Le bagne des fous
L'histoire du « quartier de sûreté, réservé aux aliénés criminels, vicieux, difficiles, habitués des asiles », ouvert au sein de l'asile de Villejuif. Plus de 2 500 hommes y ont été internés entre 1910 et 1960.
Véronique Fau-Vincenti est docteure en histoire, elle travaille sur l'histoire de la psychiatrie médico-légale et sur l'imprégnation sociétale de l'aliénisme.
Présentation de l'éditeur
Un « quartier de sûreté, réservé aux aliénés criminels, vicieux, difficiles, habitués des asiles », a ouvert au sein de l'asile de Villejuif le 3 mars 1910. Plus de 2 500 hommes y ont été internés entre 1910 et 1960.
Regroupés sous le qualificatif d'aliénés difficiles par commodité et par euphémisme, l'internement de ces hommes dénote de l'appréhension médico-judiciaire d'individus reconnus aliénés. D'aucuns de ses médecins-chefs qualifiaient la section de première réalisation en France d'une « idée grandiose », soit « l'alliance de la criminologie et de la médecine », révélant la porosité entre ces deux domaines.

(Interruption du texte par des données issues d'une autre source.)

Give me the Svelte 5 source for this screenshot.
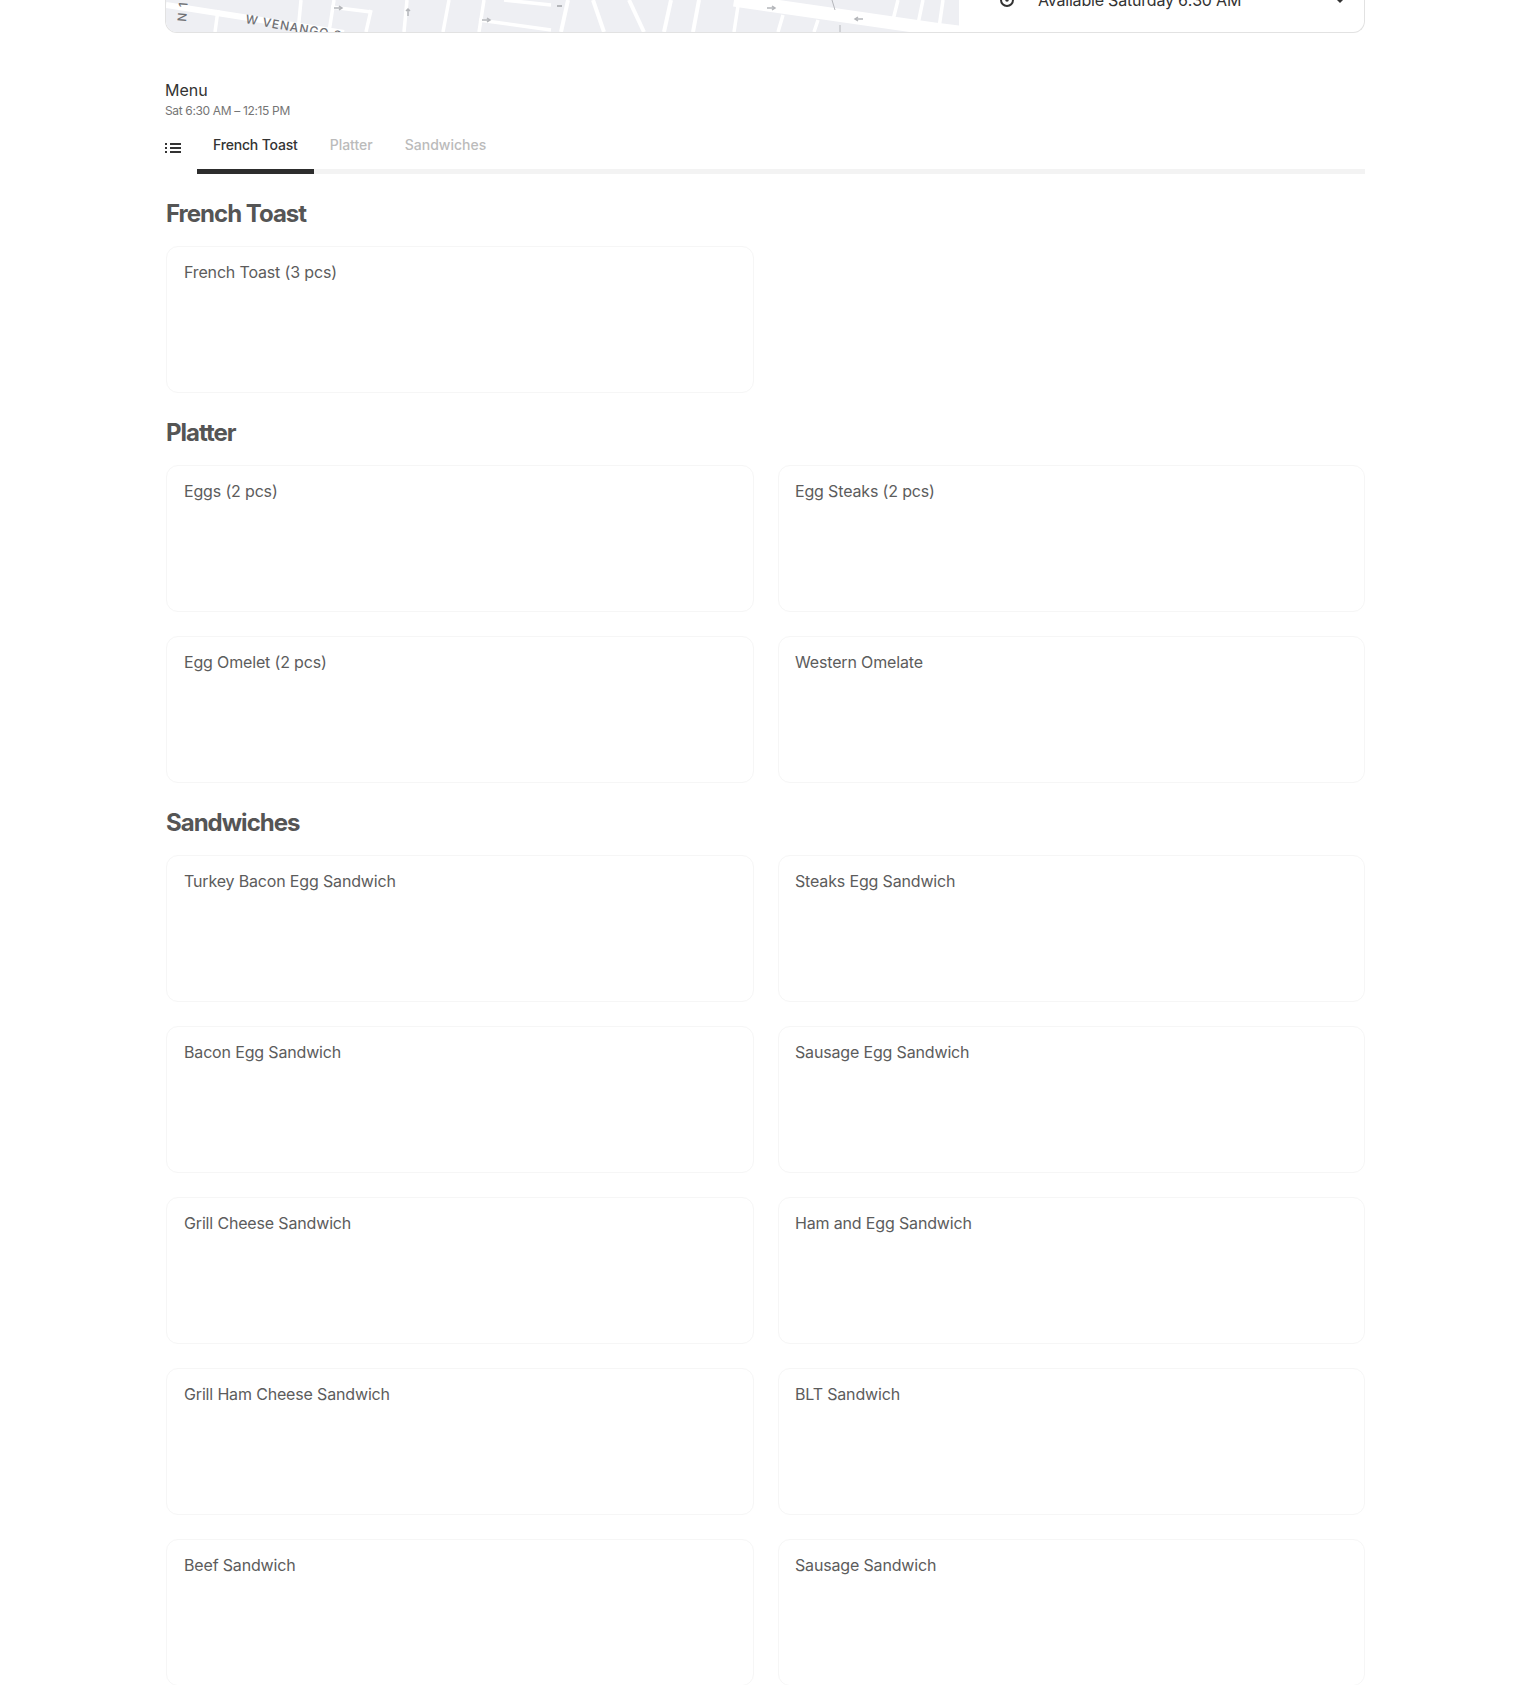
<script>
  const sections = [
    { title: 'French Toast', items: ['French Toast (3 pcs)'] },
    { title: 'Platter', items: ['Eggs (2 pcs)', 'Egg Steaks (2 pcs)', 'Egg Omelet (2 pcs)', 'Western Omelate'] },
    {
      title: 'Sandwiches',
      items: [
        'Turkey Bacon Egg Sandwich', 'Steaks Egg Sandwich',
        'Bacon Egg Sandwich', 'Sausage Egg Sandwich',
        'Grill Cheese Sandwich', 'Ham and Egg Sandwich',
        'Grill Ham Cheese Sandwich', 'BLT Sandwich',
        'Beef Sandwich', 'Sausage Sandwich'
      ]
    }
  ];
  const tabs = ['French Toast', 'Platter', 'Sandwiches'];
</script>

<main>
  <div class="store-card">
    <div class="map">
      <svg width="793" height="32" viewBox="0 0 793 32">
        <rect width="793" height="32" fill="#eeeff3" />
        <g stroke="#fff" fill="none">
          <path d="M0 5 L178 33" stroke-width="6" />
          <path d="M52 10 L49 32 M135 0 L132 32 M168 0 L163 32 M205 10 L200 32 M241 0 L238 32 M283 0 L277 32 M318 0 L313 32" stroke-width="3.5" />
          <path d="M165 7 L205 12 M313 20 L385 30 M338 0 L385 5" stroke-width="3.5" />
          <path d="M402 0 L395 32 M427 0 L438 32 M463 0 L478 32 M505 0 L498 32 M533 0 L527 32" stroke-width="4" />
          <path d="M568 0 L768 29 L800 33" stroke-width="13" />
          <path d="M572 6 L568 32 M617 15 L612 32 M652 20 L648 32 M732 0 L727 20 M757 0 L752 24 M777 0 L773 28" stroke-width="3.5" />
        </g>
        <g stroke="#b4b6ba" stroke-width="1.5" fill="none">
          <path d="M168 8 h8 M173 6 l3 2 l-3 2" />
          <path d="M242 16 v-7 M240 11 l2 -2 l2 2" />
          <path d="M316 20 h8 M321 18 l3 2 l-3 2" />
          <path d="M391 6 h5" stroke-width="2" />
          <path d="M601 8 h8 M606 6 l3 2 l-3 2" />
          <path d="M697 19 h-8 M692 17 l-3 2 l3 2" />
          <path d="M666 0 l3 10" stroke-width="1" />
          <path d="M674 25 v7" stroke-width="1" />
        </g>
        <text class="map-label" transform="translate(20 22) rotate(-85)">N 1</text>
        <text class="map-label" transform="translate(79 23) rotate(10)">W VENANGO S</text>
      </svg>
    </div>
    <div class="hours">
      <svg class="clock" width="16" height="16" viewBox="0 0 16 16">
        <circle cx="8" cy="0" r="6" fill="none" stroke="#333" stroke-width="2" />
        <circle cx="8" cy="0" r="1.8" fill="#333" />
      </svg>
      <span class="hours-text">Available Saturday 6:30 AM</span>
      <svg class="chev" width="12" height="8" viewBox="0 0 12 8">
        <path d="M3 0 L6 3 L9 0 Z" fill="#333" />
      </svg>
    </div>
  </div>

  <div class="menu-head">
    <div class="menu-title">Menu</div>
    <div class="menu-hours">Sat 6:30 AM – 12:15 PM</div>
  </div>

  <div class="tabbar">
    <svg class="list-icon" width="16" height="12" viewBox="0 0 16 12">
      <path d="M0 1h2v2H0zM5 1h11v2H5zM0 5h2v2H0zM5 5h11v2H5zM0 9h2v2H0zM5 9h11v2H5z" fill="#333" />
    </svg>
    <div class="tabs">
      {#each tabs as tab, i}
        <div class="tab" class:active={i === 0}>{tab}</div>
      {/each}
    </div>
  </div>

  {#each sections as section}
    <section>
      <h2>{section.title}</h2>
      <div class="grid">
        {#each section.items as item}
          <div class="card">{item}</div>
        {/each}
      </div>
    </section>
  {/each}
</main>

<style>
  :global(body) {
    margin: 0;
    background: #fff;
  }
  main {
    width: 1200px;
    height: 1685px;
    margin: 0 auto;
    overflow: hidden;
    box-sizing: border-box;
    font-family: Inter, "Liberation Sans", sans-serif;
    color: #555;
  }
  .store-card {
    display: flex;
    height: 33px;
    box-sizing: border-box;
    border: 1px solid #e2e2e2;
    border-top: none;
    border-radius: 0 0 12px 12px;
    overflow: hidden;
  }
  .map {
    width: 793px;
    height: 32px;
    flex: none;
  }
  .map svg {
    display: block;
  }
  .map-label {
    font-size: 12px;
    font-weight: 500;
    fill: #6f7074;
    letter-spacing: 1px;
  }
  .hours {
    flex: 1;
    display: flex;
    align-items: flex-start;
    padding-left: 40px;
    padding-right: 18px;
    color: #333;
  }
  .clock {
    flex: none;
    margin-right: 23px;
  }
  .hours-text {
    font-size: 16px;
    letter-spacing: -0.2px;
    line-height: 20px;
    margin-top: -10px;
    flex: 1;
  }
  .chev {
    flex: none;
  }
  .menu-head {
    margin-top: 47px;
  }
  .menu-title {
    font-size: 16px;
    line-height: 20px;
    color: #333;
  }
  .menu-hours {
    font-size: 12px;
    letter-spacing: -0.35px;
    line-height: 16px;
    margin-top: 3px;
    color: #757575;
  }
  .tabbar {
    display: flex;
    margin-top: 6px;
  }
  .list-icon {
    margin-top: 17px;
    margin-right: 16px;
    flex: none;
  }
  .tabs {
    flex: 1;
    display: flex;
    border-bottom: 5px solid #f3f3f3;
    height: 44px;
  }
  .tab {
    padding: 0 16px;
    font-size: 14px;
    line-height: 40px;
    height: 44px;
    color: #bbb;
    font-weight: 500;
  }
  .tab.active {
    color: #333;
    letter-spacing: -0.18px;
    border-bottom: 5px solid #2d2d2d;
  }
  section {
    padding-left: 1px;
  }
  h2 {
    margin: 23px 0 0;
    padding-top: 1px;
    font-size: 24px;
    letter-spacing: -1px;
    line-height: 32px;
    font-weight: 700;
    color: #555;
  }
  .grid {
    display: grid;
    grid-template-columns: 588px 587px;
    column-gap: 24px;
    row-gap: 24px;
    margin-top: 16px;
  }
  .card {
    height: 147px;
    box-sizing: border-box;
    border: 1px solid #f6f6f6;
    border-radius: 12px;
    padding: 15px 17px;
    font-size: 16px;
    letter-spacing: -0.16px;
    line-height: 20px;
    color: #5c5c5c;
  }
  .card:nth-child(even) {
    padding-left: 16px;
  }
</style>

Délinquants multirécidivistes, criminels d'occasion, simulateurs de troubles mentaux, collaborateurs, fils de bonne famille dévoyés, mais encore désaffiliés au ban de la société se sont ainsi côtoyés dans cet espace à la fois établissement de défense sociale à la française, infirmerie pénitentiaire et survivance de l'Hôpital général.
L'histoire de la 3e section de l'asile de Villejuif, surnommée « le bagne des fous » dans la presse - puis baptisée section Henri-Colin en l'honneur de son concepteur - permet de dévoiler un pan méconnu de l'histoire de la prise en charge psychiatrique dans un espace où mandat sécuritaire et mission hospitalière ont rivalisé.
Extrait
« Vous avouerez que mon aspect pathologique était une raison bien vague pour m’arrêter et le délit de vagabondage un motif bien incertain pour me retenir, vérification faite de mon identité […]. Il m’est impossible de pactiser avec les psychiatres, impossible de souffrir des geôliers. Si dans l’affirmation de ma révolte, je ne vais pas jusqu’au meurtre c’est qu’alors, je me trouverais définitivement votre prisonnier. […]. Je n’ai rien à vous dire de mes sentiments votre égard, sinon toute mon admiration pour le malade D. qui, après avoir passé une douzaine d’années dans des maisons de fous, essaye périodiquement d’assommer ses gardiens. »
Ainsi s’adressait le 4 février 1950 le jeune poète surréaliste Stanislas Rodanski au médecin-chef de la section Henri-Colin de l’hôpital psychiatrique de Villejuif où avait ouvert le 3 mars 1910 un « quartier de sûreté » réservé aux « aliénés criminels, vicieux, difficiles, habitués des asiles ».
Centenaire désormais, ce lieu eut diverses appellations. À commencer par une dénomination pragmatique soit « la 3e section de l’asile de Villejuif » avant d’être baptisée le 16 mars 1932, lors d’une cérémonie officielle et festive, « section Henri-Colin » en hommage à son concepteur et médecin-chef de 1910 à 1921.
Désignée depuis le 5 juin 1950 comme service pour « malades mentaux difficiles » par le Ministère de la Santé publique, la section fut alors appelée à accueillir trois « catégories distinctes de malades » à savoir « les malades agités [...], les déséquilibrés antisociaux, médicaux-légaux ou non [...] » et les « grands déséquilibrés antisociaux, généralement médico-légaux [...] à condition qu’ils présentent des troubles graves du comportement ».
Puis, suite au décret n°86-602 du 14 mars 1986 relatif à la lutte contre les maladies mentales et à l’organisation de la sectorisation psychiatrique et à l’arrêté du 14 octobre 1986 relatif au règlement intérieur des unités pour malades difficiles, l’appellation Unité pour malades difficiles – sous l’acronyme UMD – a conforté plusieurs décennies d’approches et de prise en charge de « l’aliéné difficile », devenu au fil du temps un « malade difficile ».